WHAT IS BITUMEN ?

What is Bitumen

Bitumen (Also known as asphalt: Any of various mixtures of hydrocarbons (such as tar)) is a black or dark-colored material which can be found as either dense, highly viscous, petroleum-based hydrocarbon that is found in mineral deposits such as Gilsonite (Natural Bitumen) or can be obtained as a residue of distillation of crude oil (petroleum bitumen). 

Petroleum Bitumen is a by-product of the fractional distillation of crude oil. Bitumen production through distillation removes lighter crude oil components, such as gasoline and diesel, leaving the “heavier” bitumen behind. Refined Bitumen is the residual (bottom) fraction obtained by fractional distillation of crude oil. It is the heaviest fraction and the one with the highest boiling point, boiling at 525 °C.

The Bitumen Refinery often refines the residue (also called VB or Slurry) several times to improve its characteristics. The most common specification of bitumen is penetration which is essential to identify the basic purpose while other aspects such as softening point. For this reason, the most common bitumen such as 60/70 and 80/100 are called Penetration Bitumen grades. 

Commonly Bitumen refers to Penetration Bitumen otherwise specified as the penetration bitumen major application is road paving and waterproofing which is common all around the world.

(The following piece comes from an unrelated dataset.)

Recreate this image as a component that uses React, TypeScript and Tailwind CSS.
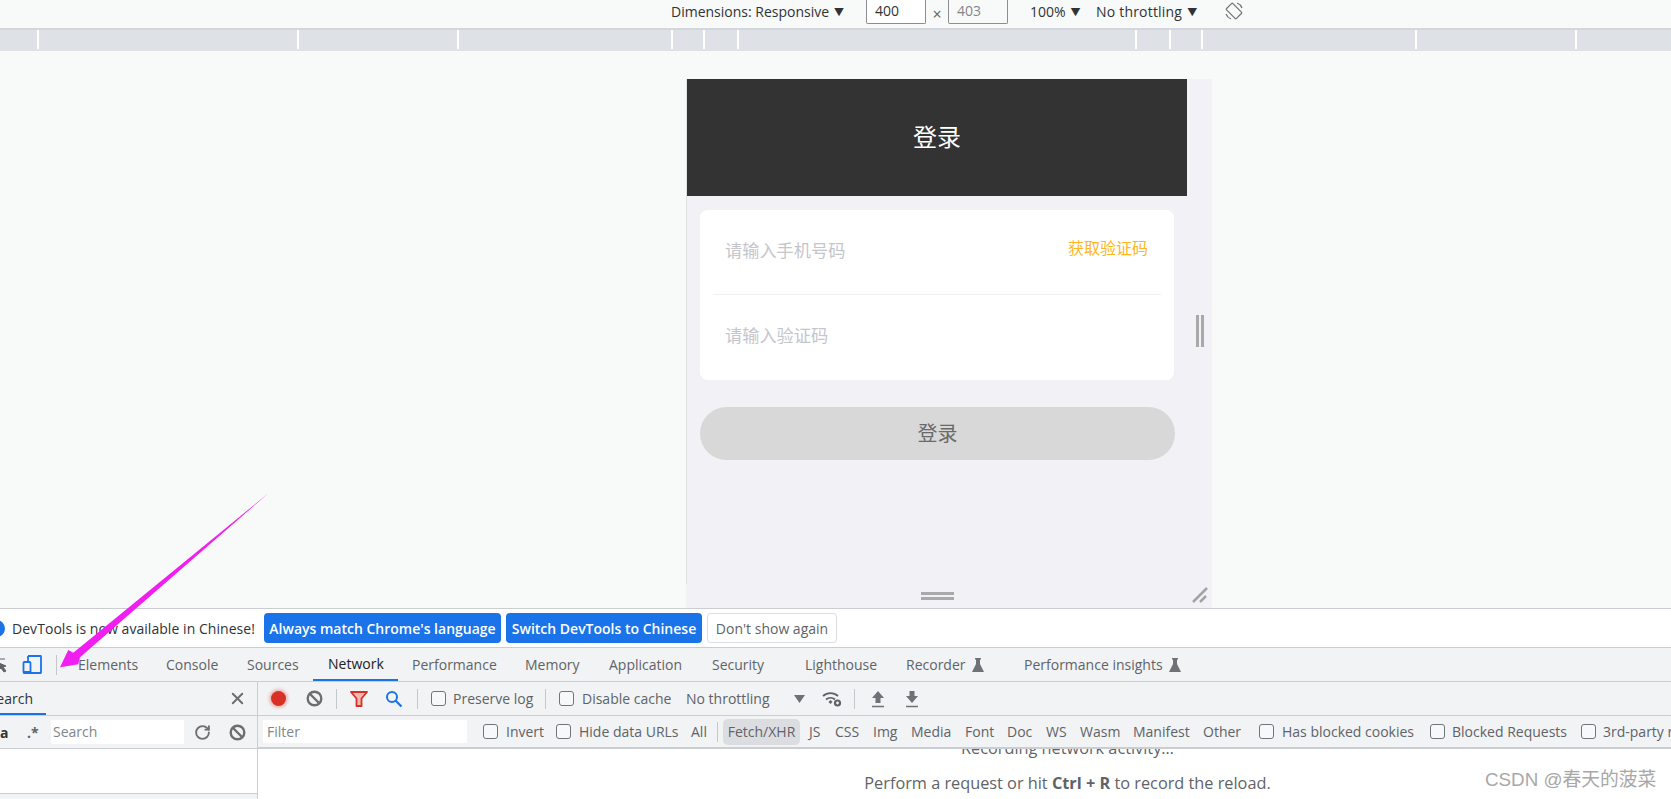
import { RotateCw, X } from "lucide-react";

function Flask() {
  return (
    <svg width="12" height="14" viewBox="0 0 12 14" className="shrink-0">
      <path d="M3 0h6v1.500H8V6l4 8H0l4-8V1.500H3z" fill="#6e7175" />
    </svg>
  );
}

function Clear() {
  return (
    <svg width="17" height="17" viewBox="0 0 17 17" className="shrink-0 block">
      <circle cx="8.500" cy="8.500" r="6.800" fill="none" stroke="#6e6e6e" strokeWidth="2.400" />
      <path d="M4 4l9 9" stroke="#6e6e6e" strokeWidth="2.400" />
    </svg>
  );
}

function Box() {
  return <span className="block w-[15px] h-[15px] shrink-0 border border-[#70757a] rounded-[3px] bg-[#f7f8f9]" />;
}

function Sep({ className }: { className: string }) {
  return <span className={`block w-px h-[20px] bg-[#c4c7cb] shrink-0 ${className}`} />;
}

function Tri() {
  return <span className="text-[10px] ml-[5px] relative top-[-1px] text-[#303336]">▼</span>;
}

export default function App() {
  return (
    <div className="relative w-[1671px] h-[799px] overflow-hidden bg-[#f8faf9] font-['Open_Sans','Noto_Sans_CJK_SC',sans-serif] text-[14px] text-[#5f6368] flex flex-col">
      {/* device toolbar */}
      <div className="h-[28px] shrink-0 flex items-start pl-[671px] text-[#303336] whitespace-nowrap [&>*]:shrink-0">
        <span className="w-[195px] leading-[23px]">Dimensions: Responsive<Tri /></span>
        <span className="w-[60px] h-[24px] bg-white border border-t-0 border-[#8a8d91] rounded-b-[2px] pl-[8px] leading-[22px]">400</span>
        <span className="w-[22px] text-center leading-[29px] text-[16px] text-[#5f6368]">×</span>
        <span className="w-[60px] h-[24px] bg-[#f8faf9] border border-t-0 border-[#8a8d91] rounded-b-[2px] pl-[8px] leading-[22px] text-[#80868b]">403</span>
        <span className="ml-[22px] w-[66px] leading-[23px]">100%<Tri /></span>
        <span className="w-[129px] leading-[23px] tracking-[0.2px]">No throttling<Tri /></span>
        <svg width="20" height="20" viewBox="0 0 20 20" className="mt-[1px] ml-[-1px]">
          <g transform="rotate(-45 10 10)" fill="none" stroke="#6e7175" strokeWidth="1.200">
            <rect x="5.500" y="3" width="9" height="14" rx="1" />
            <path d="M2.200 6.500A8.500 8.500 0 0 0 2.200 13.500M17.800 6.500A8.500 8.500 0 0 1 17.800 13.500" />
          </g>
        </svg>
      </div>
      <div className="h-[2px] shrink-0 bg-[#d3d6da]" />
      {/* ruler */}
      <div className="h-[21px] shrink-0 bg-[#dee1e6] flex items-start">
        <span className="block w-[39px] h-[19px] border-r-2 border-white" />
        <span className="block w-[260px] h-[19px] border-r-2 border-white" />
        <span className="block w-[160px] h-[19px] border-r-2 border-white" />
        <span className="block w-[214px] h-[19px] border-r-2 border-white" />
        <span className="block w-[32px] h-[19px] border-r-2 border-white" />
        <span className="block w-[34px] h-[19px] border-r-2 border-white" />
        <span className="block w-[398px] h-[19px] border-r-2 border-white" />
        <span className="block w-[34px] h-[19px] border-r-2 border-white" />
        <span className="block w-[32px] h-[19px] border-r-2 border-white" />
        <span className="block w-[214px] h-[19px] border-r-2 border-white" />
        <span className="block w-[160px] h-[19px] border-r-2 border-white" />
      </div>
      {/* emulated page */}
      <div className="h-[557px] shrink-0 pt-[28px] pl-[686px]">
        <div className="w-[526px] h-[529px] bg-[#f2f2f6] flex flex-col">
          <div className="h-[505px] flex">
            <div className="w-[501px] border-l border-[#dfe1e1]">
              <div className="h-[117px] w-[500px] bg-[#333333] flex items-center justify-center text-white text-[24px]">
                <span className="mb-[2px]">登录</span>
              </div>
              <div className="ml-[13px] mt-[14px] w-[474px] h-[170px] bg-white rounded-lg px-[13px]">
                <div className="h-[85px] border-b border-[#f0f0f0] pl-[12px] pr-[13px] flex items-center justify-between">
                  <span className="text-[17.200px] text-[#c4c6cc] mb-[2px]">请输入手机号码</span>
                  <span className="text-[16px] text-[#ffb61e] mb-[9px]">获取验证码</span>
                </div>
                <div className="h-[85px] pl-[12px] flex items-center">
                  <span className="text-[17.200px] text-[#c4c6cc] mb-[3px]">请输入验证码</span>
                </div>
              </div>
              <div className="ml-[13px] mt-[27px] w-[475px] h-[53px] rounded-full bg-[#d8d8d8] flex items-center justify-center text-[20px] text-[#6a6a6a]">
                <span className="mt-[1px]">登录</span>
              </div>
            </div>
            <div className="flex-1 pt-[236px] pl-[9px]">
              <div className="w-[8px] h-[32px] flex justify-between">
                <span className="block w-[3px] h-full bg-[#a9a9a9]" />
                <span className="block w-[3px] h-full bg-[#a9a9a9]" />
              </div>
            </div>
          </div>
          <div className="h-[24px] flex items-start">
            <div className="ml-[235px] mt-[8px] w-[33px] h-[8px] flex flex-col justify-between">
              <span className="block h-[3px] bg-[#a9a9a9]" />
              <span className="block h-[3px] bg-[#a9a9a9]" />
            </div>
            <svg width="16" height="16" viewBox="0 0 16 16" className="ml-[238px] mt-[3px]">
              <path d="M1 15L15 1M8 15l6-6" stroke="#a3a3a3" strokeWidth="2.500" />
            </svg>
          </div>
        </div>
      </div>
      {/* devtools */}
      <div className="h-[214px] shrink-0 flex flex-col border-t border-[#cacdd1] whitespace-nowrap">
        {/* infobar */}
        <div className="h-[38px] bg-white flex items-center border-b border-[#cacdd1] shrink-0 box-content [&>*]:shrink-0">
          <span className="block w-[17px] h-[17px] rounded-full bg-[#1a73e8] ml-[-12px]" />
          <span className="ml-[7px] w-[252px] text-[#303336] mt-[1px] tracking-[0.05px]">DevTools is now available in Chinese!</span>
          <span className="w-[237px] h-[30px] bg-[#1a73e8] rounded-[4px] text-white font-semibold flex items-center justify-center">Always match Chrome's language</span>
          <span className="ml-[5px] w-[196px] h-[30px] bg-[#1a73e8] rounded-[4px] text-white font-semibold flex items-center justify-center">Switch DevTools to Chinese</span>
          <span className="ml-[5px] w-[130px] h-[30px] bg-white border border-[#dadce0] rounded-[4px] font-medium flex items-center justify-center">Don't show again</span>
        </div>
        {/* tabs */}
        <div className="h-[33px] bg-[#f1f3f4] flex items-center border-b border-[#cacdd1] shrink-0 box-content [&>*]:shrink-0">
          <svg width="7" height="18" viewBox="0 0 7 18">
            <path d="M0 3h5M-1 7l7 3-3 1 3 4-2 1-3-4-2 2z" fill="#5f6368" stroke="#5f6368" strokeWidth="1" />
          </svg>
          <svg width="20" height="19" viewBox="0 0 20 19" className="ml-[15px]">
            <path d="M6 1h12.500a.5.5 0 0 1 .5.500v16a.5.5 0 0 1-.5.500H8" fill="none" stroke="#1a73e8" strokeWidth="1.800" />
            <path d="M6 1v6" stroke="#1a73e8" strokeWidth="1.800" />
            <rect x="1.500" y="7" width="7" height="11" rx="1" fill="none" stroke="#1a73e8" strokeWidth="1.800" />
            <rect x="1" y="16" width="8" height="2.500" fill="#1a73e8" />
          </svg>
          <Sep className="ml-[14px]" />
          <span className="ml-[21px] w-[88px]">Elements</span>
          <span className="w-[81px]">Console</span>
          <span className="w-[66px]">Sources</span>
          <span className="w-[85px] h-full flex items-center pl-[15px] border-b-2 border-[#1a73e8] text-[#202124]">Network</span>
          <span className="ml-[14px] w-[113px]">Performance</span>
          <span className="w-[84px]">Memory</span>
          <span className="w-[103px]">Application</span>
          <span className="w-[93px]">Security</span>
          <span className="w-[101px]">Lighthouse</span>
          <span className="w-[118px] flex items-center gap-[6px]">Recorder <Flask /></span>
          <span className="flex items-center gap-[6px]">Performance insights <Flask /></span>
        </div>
        {/* panels */}
        <div className="flex-1 min-h-0 flex">
          {/* left drawer */}
          <div className="w-[258px] shrink-0 border-r border-[#cacdd1] flex flex-col">
            <div className="h-[34px] shrink-0 bg-[#f1f3f4] border-b border-[#cacdd1] flex items-center [&>*]:shrink-0">
              <span className="w-[46px] h-full flex items-center justify-end pr-[13px] pt-[1px] border-b-2 border-[#1a73e8] text-[#303336]">Search</span>
              <X size={19} strokeWidth={2.400} color="#6e6e6e" className="ml-[182px]" />
            </div>
            <div className="h-[33px] shrink-0 bg-[#f1f3f4] border-b border-[#cacdd1] flex items-center [&>*]:shrink-0">
              <span className="w-[27px] font-bold text-[#303336]">a</span>
              <span className="w-[24px] font-bold">.*</span>
              <span className="w-[133px] h-[24px] bg-white pl-[2px] leading-[24px] text-[#80868b]">Search</span>
              <RotateCw size={17} strokeWidth={2.600} color="#6e6e6e" className="ml-[10px]" />
              <span className="ml-[18px]"><Clear /></span>
            </div>
            <div className="h-[45px] shrink-0 bg-white border-b border-[#cacdd1]" />
            <div className="flex-1 bg-[#f1f3f4]" />
          </div>
          {/* network */}
          <div className="flex-1 min-w-0 flex flex-col">
            <div className="h-[34px] shrink-0 bg-[#f1f3f4] border-b border-[#cacdd1] flex items-center [&>*]:shrink-0">
              <span className="ml-[13px] block w-[15px] h-[15px] rounded-full bg-[#d93025] shadow-[0_0_3px_2px_rgba(217,48,37,0.3)]" />
              <span className="ml-[20px]"><Clear /></span>
              <Sep className="ml-[13px]" />
              <svg width="18" height="16" viewBox="0 0 18 16" className="ml-[13px]">
                <path d="M1 1h16l-5.500 6.500V15h-5V7.500z" fill="#f4b8b2" stroke="#d93025" strokeWidth="1.800" strokeLinejoin="round" />
              </svg>
              <svg width="18" height="18" viewBox="0 0 18 18" className="ml-[17px]">
                <circle cx="7" cy="7" r="5" fill="none" stroke="#1a73e8" strokeWidth="2" />
                <path d="M10.500 10.500L16.500 16.500" stroke="#1a73e8" strokeWidth="2.200" />
              </svg>
              <Sep className="ml-[14px]" />
              <span className="ml-[13px]"><Box /></span>
              <span className="ml-[7px] w-[92px]">Preserve log</span>
              <Sep className="" />
              <span className="ml-[13px]"><Box /></span>
              <span className="ml-[8px] w-[104px]">Disable cache</span>
              <span className="w-[107px]">No throttling</span>
              <svg width="13" height="10" viewBox="0 0 13 10">
                <path d="M1 1h11L6.500 9z" fill="#6e7175" />
              </svg>
              <svg width="21" height="18" viewBox="0 0 21 18" className="ml-[16px]">
                <path d="M1 6a11 11 0 0 1 15 0M4 9.500a7 7 0 0 1 9 0" fill="none" stroke="#5f6368" strokeWidth="1.800" />
                <path d="M6.500 12l2-2 2 2-2 2z" fill="#5f6368" />
                <circle cx="15.500" cy="13" r="2.500" fill="none" stroke="#5f6368" strokeWidth="2.200" />
              </svg>
              <Sep className="ml-[11px]" />
              <svg width="14" height="18" viewBox="0 0 14 18" className="ml-[16px]">
                <path d="M7 1l6 7H9.500v5h-5V8H1z" fill="#6e7175" />
                <path d="M1 16.500h12" stroke="#6e7175" strokeWidth="1.500" />
              </svg>
              <svg width="14" height="18" viewBox="0 0 14 18" className="ml-[20px]">
                <path d="M7 13l6-7H9.500V1h-5v5H1z" fill="#6e7175" />
                <path d="M1 16.500h12" stroke="#6e7175" strokeWidth="1.500" />
              </svg>
            </div>
            <div className="h-[33px] shrink-0 bg-[#f1f3f4] border-b-2 border-[#cacdd1] flex items-center [&>*]:shrink-0">
              <span className="ml-[5px] w-[204px] h-[23px] bg-white pl-[4px] leading-[23px] text-[#80868b]">Filter</span>
              <span className="ml-[16px]"><Box /></span>
              <span className="ml-[8px] w-[50px]">Invert</span>
              <Box />
              <span className="ml-[8px] w-[112px]">Hide data URLs</span>
              <span className="w-[26px]">All</span>
              <Sep className="" />
              <span className="ml-[5px] w-[77px] h-[26px] rounded-[5px] bg-[#dcdde0] flex items-center justify-center">Fetch/XHR</span>
              <span className="ml-[9px] w-[26px]">JS</span>
              <span className="w-[38px]">CSS</span>
              <span className="w-[38px]">Img</span>
              <span className="w-[54px]">Media</span>
              <span className="w-[42px]">Font</span>
              <span className="w-[39px]">Doc</span>
              <span className="w-[34px]">WS</span>
              <span className="w-[53px]">Wasm</span>
              <span className="w-[70px]">Manifest</span>
              <span className="w-[56px]">Other</span>
              <Box />
              <span className="ml-[8px] w-[148px]">Has blocked cookies</span>
              <Box />
              <span className="ml-[7px] w-[129px]">Blocked Requests</span>
              <Box />
              <span className="ml-[7px]">3rd-party requests</span>
            </div>
            <div className="flex-1 min-h-0 bg-white overflow-hidden flex flex-col items-center pl-[206px] text-[16.300px] leading-[20px]">
              <span className="mt-[-11px]">Recording network activity…</span>
              <span className="mt-[15px]">Perform a request or hit <b className="font-bold">Ctrl + R</b> to record the reload.</span>
            </div>
          </div>
        </div>
      </div>
      {/* annotation arrow */}
      <svg width="1671" height="799" viewBox="0 0 1671 799" className="absolute inset-0 pointer-events-none">
        <path d="M268.700 493L80 657.300L78.300 664.300L60 667.300L68.300 650L73.300 652.700Z" fill="#f01ef0" />
      </svg>
      {/* watermark */}
      <span className="absolute left-[1485px] top-[769px] font-['Liberation_Sans','Noto_Sans_CJK_SC',sans-serif] text-[18.800px] leading-[22px] text-[#a8a8a8] whitespace-nowrap">CSDN @春天的菠菜</span>
    </div>
  );
}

Other bitumen types and materials have same or other applications; therefore, they are more technical in the public eye.

The key matter to identify bitumen quality is to measure its Solvable Content in Oil matter, mostly TCE or CS2, commercially called bitumen content. If the Bitumen is Pure, it must have above 99% Bitumen content while superior qualities can have over 99.5% of Solvable content in Oil Matters.

Bitumen formulation at refineries can vary, still the only way to make a PURE Bitumen is to use 100% SLURRY as raw material and NOT to blend other materials. Time to time certain Slurry based additives could be used to increase characteristics such as ductility.